Because the speed function is increasing, this right sum overestimates the distance over each one-second interval. A left sum would use $t=0,1,2,3$, giving speeds $1,3,5,7$ and an estimate of 16 meters. The true distance lies between those estimates. With more, narrower rectangles, the left and right estimates move closer together.
The exact integral is $\int_0^4(2t+1)\,dt=20$, so the true distance is 20 meters. The rectangle estimates were not wasted work. They show what the integral is measuring before the antiderivative calculation gives the exact value.
Common Mistakes to Watch For
The most common mistake is mixing up width and height. The width comes from the x-interval, such as $\Delta x$ or $\Delta t$. The height comes from the function value, such as $f(x_i)$ or $v(t_i)$. Multiplying two heights or adding function values without the width changes the meaning of the calculation.
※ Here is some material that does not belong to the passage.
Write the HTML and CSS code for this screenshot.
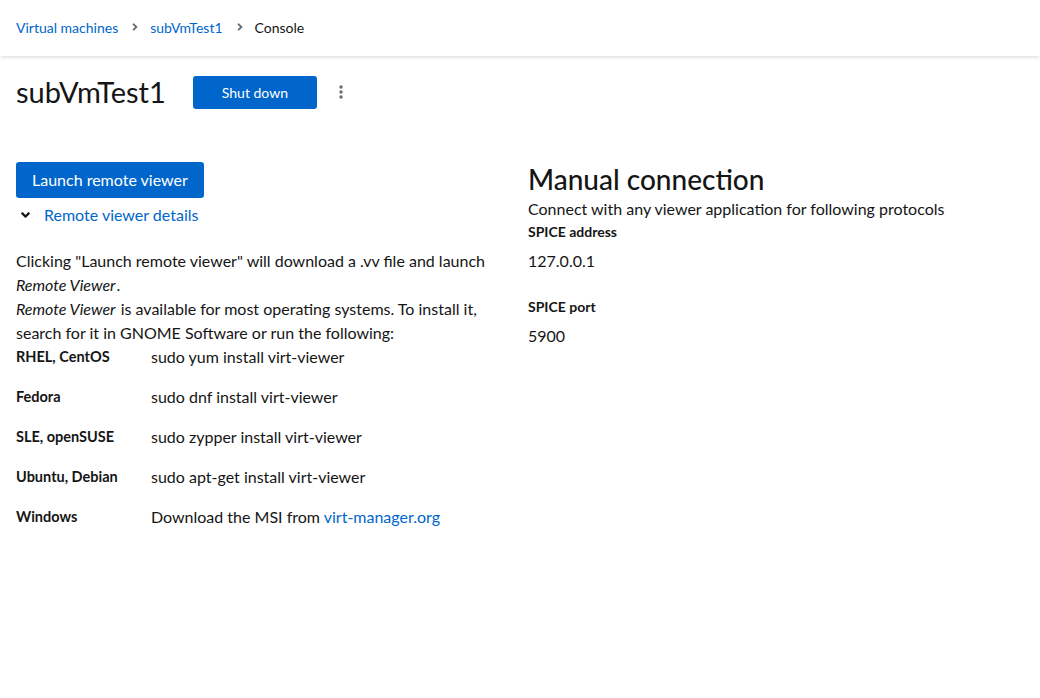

Another mistake is forgetting which endpoint rule is being used. Left and right sums can give noticeably different estimates, especially with only a few rectangles. A careful table with columns for interval, chosen x-value, function value, and rectangle area can prevent many errors.
Units also reveal whether the calculation makes sense. If a graph shows velocity in meters per second and time in seconds, each rectangle has units $(\text{meters per second})(\text{seconds})$, which simplifies to meters. The integral then represents distance or displacement, not speed. This is one reason Riemann sums are useful beyond pure math: they keep the units of accumulation honest.
Riemann sums are not just a temporary classroom trick before the real calculus begins. They explain why definite integrals work, why area can represent total change, and why adding many small pieces can measure something smooth. Once that picture is clear, the integral sign feels less like a mysterious symbol and more like a compact record of a careful idea.